Finding balance in your organization: differentiating between managers and innovators
Within the corporate world, leaders are often expected to be able to cope with whatever situation at hand. Depending on your organization’s course, sometimes you’re better off relying on ‘managers’ that do exactly what they’re expected to do: ensuring smooth sailing towards your day-to-day business objectives. Unforeseen circumstances, however, sometimes require a swift change of direction: time for the ‘innovators’ to stand up. While managers tend to protect and optimize the status quo, innovators tend to challenge it - which is exactly why you need both on your team to become an ambidextrous organization.
In today's dynamic world, organizations of all shapes and sizes are now more than ever subject to change. Ever-growing competition, exponential technological growth, and the velocity of communication are all factors that influence organizations globally on a daily basis. Whatever service or product you provide, it has never been more important to focus on innovation to keep track of a changing business environment. By far the most crucial role at play here is cut out for your very own people, stressing the need to optimize your manpower. Especially in leading roles, you need to ensure that every individual performs at peak level. At Talent Data Labs (TDL), we believe that it requires you to distinguish between two very different roles: 'managers' and 'innovators'. It’s often assumed that today's leaders are supposed to take on both, but that completely ignores the fact that these roles require two different sets of skills and characteristics to fully benefit from their capabilities. The organization of the future needs to be able to create the ideal division of roles between two different titles, yet share the same interest in their own way: making their optimal contribution to organizational growth.
Different role, different skills
Let’s zoom in on the question of why these so-called innovators differ that much from 'traditional' managers, and why you shouldn’t even be aiming for hiring people that pretend to deliver the full package. Your core organizational processes are purposefully designed for operational excellence and predictability. They are like high-speed train tracks with a well-defined destination point. Our management skills allow us to improve its performance to excellence, but without ever changing its route or destination. These are roles filled by achievers - skilled managers that we call ‘Executors’. Now imagine that someone invents a new vehicle that can take shorter routes, at twice the speed, using one-tenth of the energy per kilometer. The skillset needed to build, implement, operate, and manage this new endeavour is entirely different. Traditional management processes built for train tracks will not work, which is where here the role of innovators comes to play. The organizations that excel at innovation are those that are able to create an environment where innovation can foster and grow while leveraging its existing assets without disrupting the core business. Their processes are designed so that innovators and executors work in tandem. Behavioural science tells us that people are naturally predisposed towards one or the other, in different degrees. By measuring these profiles within an organization we are able to create processes that leverage people’s natural abilities (and capabilities) towards a successful ambidextrous organization.
Manager or innovator?
Now that we’ve established how two separate roles require people with different skill sets, we need to find out how to pinpoint the right individuals to take on these positions based on their personalities. That raises two questions. Firstly, how do you structurally map out something as abstract as personality? One of the most commonly used methods to break down an individual’s set of characteristics is called the Big Five Factor, consisting of five different traits: openness to experience, conscientiousness, extraversion, agreeableness, and neuroticism (or emotional stability). With an assessment suite to measure these characteristics, it’s possible to generate extensive profiles of every individual by mapping out a structural overview of how their personality is made up. Once you’ve created this personality profile, a second question arises: how do I know who’s the right fit for a specific role? When we further taxonomize the Big Five into sub-characteristics, you will discover how specific traits make it possible to predict who is most likely to succeed.

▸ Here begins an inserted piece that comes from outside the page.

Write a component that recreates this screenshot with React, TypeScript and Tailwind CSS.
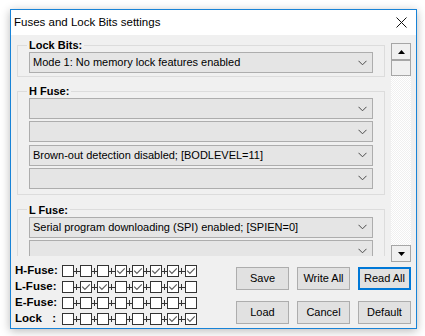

With the right data, you too can change, and optimize your entire recruitment process to find the right fit for your organization. Rafael Lopes from Trimaran Ventures, a London-based consultancy firm, explains how TDL has helped him in his recruitment process to predict future performance for innovator roles. ‘TDL has helped me to determine when an individual is more prone to innovation, among many things. If you’re able to see who scores high on specific traits such as creativity, openness to change, and resilience, it also allows you to predict who is a more suitable candidate for an innovation role, compared to others. At the same time, it allows you to pinpoint candidates that score high on traits more linked to executive roles, such as structure and discipline, which are both linked to conscientiousness. I won't say one person wouldn’t be capable, but I do believe the other might just be more pre-naturally predisposed to fit an innovation role - and be more energized within that role leading to better results. The process offered by TDL has helped me scout the right people for their clients, in a very user-friendly way. All it takes is analyzing the right colour schemes linked to specific traits, and it helps us to predict the right fit for the right role very easily.’ Once you accept that there are many differences between two entirely different roles, all you need is to understand how they differ in terms of skills and characteristics. That raises one final question. Do you just accept the status quo of executors and innovators being different, or are you willing to make an actual difference yourself?